Monday 23 July 2012

Writing about Photography - Research and analyse exercise


I have already completed the exercises in volving writing about some of my own images and this exercise asks me to research & analyse one image – my choice from four provided in the course notes.  I’m going to go with this one.

Robert Frank ‘London Street 1951’

(From Victoria & Albert Museum website http://www.vam.ac.uk/users/node/5020)
Here's what I've written:


Even without its helpful and specific title, one could make a fair shot at identifying time and place for this image.  The two vehicles and the little girl’s mackintosh would probably place it in the middle part of the 20th century; and the housing would suggest UK, with London as a good bet.  Actually, though, a little bit of Internet research leads me to put a question mark against the exact location.  I came across a print of this image, on sale through Christies here, going under the title London (Belsize Crescent) 1951-52.  Looking at a current Google Streetview image of Belsize Crescent, one might question the accuracy of that title and wonder whether Belsize Terrace looks a better match.

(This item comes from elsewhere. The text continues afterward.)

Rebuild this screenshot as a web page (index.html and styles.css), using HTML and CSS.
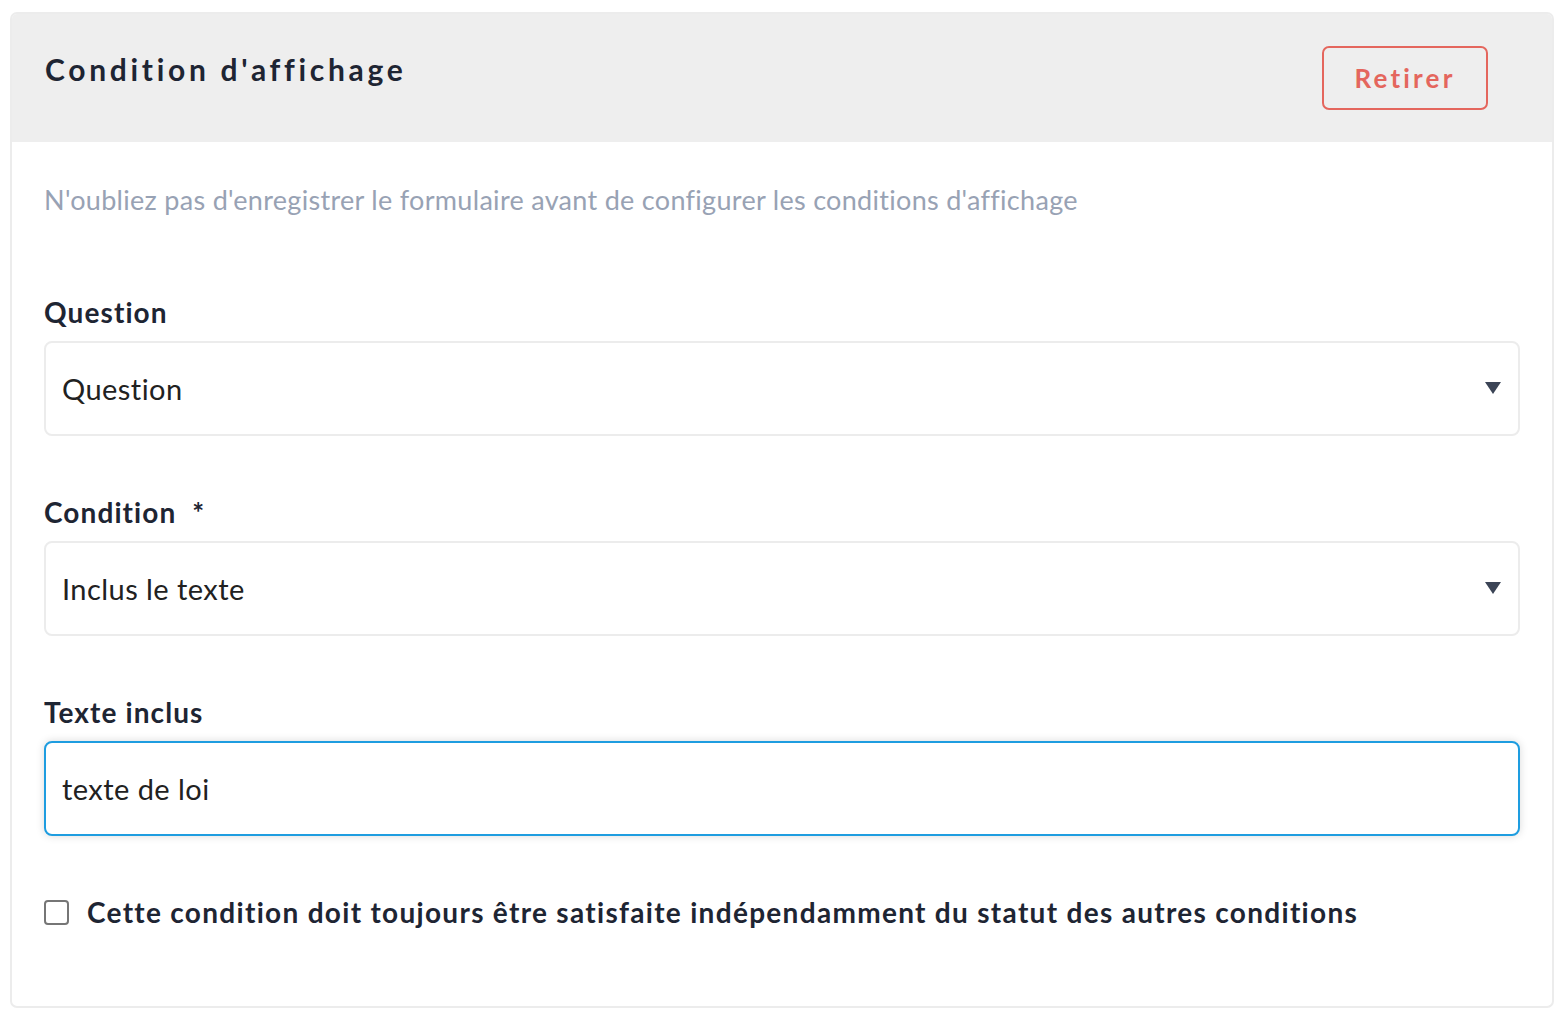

Not that it matters, of course, other than as a small illustration of how an image develops a life of its own and easily loses contact with notions of truth and reality.  It doesn’t take too much further digging around to discover that there is, probably, a story around the creation of the image.  It is in a sequence of at least three photographs taken by Frank at this location in the winter of 1951-52.  There are diptych prints around of two images, one a front view of the hearse and the other a different version of the girl running, in which she is closer to the hearse – see below.

So, we might imagine Frank, walking the streets of London on that damp foggy winter’s day, during his visit to London, from Paris, in late 1951to early 1952, documenting the contrasts of the city – bankers in bowlers on the one hand and workers on the other - collecting images, some of which would eventually form part of his ‘Black White & Things’ book produced in 1952, and which would later form part of the ‘London & Wales’ book or the ‘Storylines’ exhibition more than fifty years later.  He sees potential in the hearse, empty, open, absurdly waiting unattended for who or what; and then the little girl appears, running down the pavement – from the rain, from Frank, from the hearse, who knows – but he has time to take (at least) two images of her from the back before she runs round the corner that seems to lie to her left in the original image from the course notes.  That may or may not be the ‘truth’; and the image now has the kind of iconic status that puts its reading and interpretation into the public domain of multiple readings where the ‘reality’ of what actually took place ceases to have meaning or relevance.

So, how do I read it?  The dark shape of the hearse’s body dominates the frame, contrasting sharply with the almost white, almost washed out sky, into which the background buildings seem to fade completely.  The diagonal lines, formed by the converging perspective of street, terrace, pavement and vehicle, all lead, more or less, to the figure of the little girl, as she runs, silhouetted against the wet pavement that is rendered almost white as it reflects the sky and mist.  The open rear door of the hearse frames a street cleaner, who stands beside his hand-cart, apparently watching from the other side of the street. A lorry is just visible, parked further down the street, and there could be another figure, standing by it or crossing the road.  It is a dull, damp, wet scene – funereal, one might say.  Whatever time of day, there can have been very little light and Frank must have been using a sensitive film to have captured the girl in motion as he has – hence the grainy nature of the print, which adds to the sombre feel of the image.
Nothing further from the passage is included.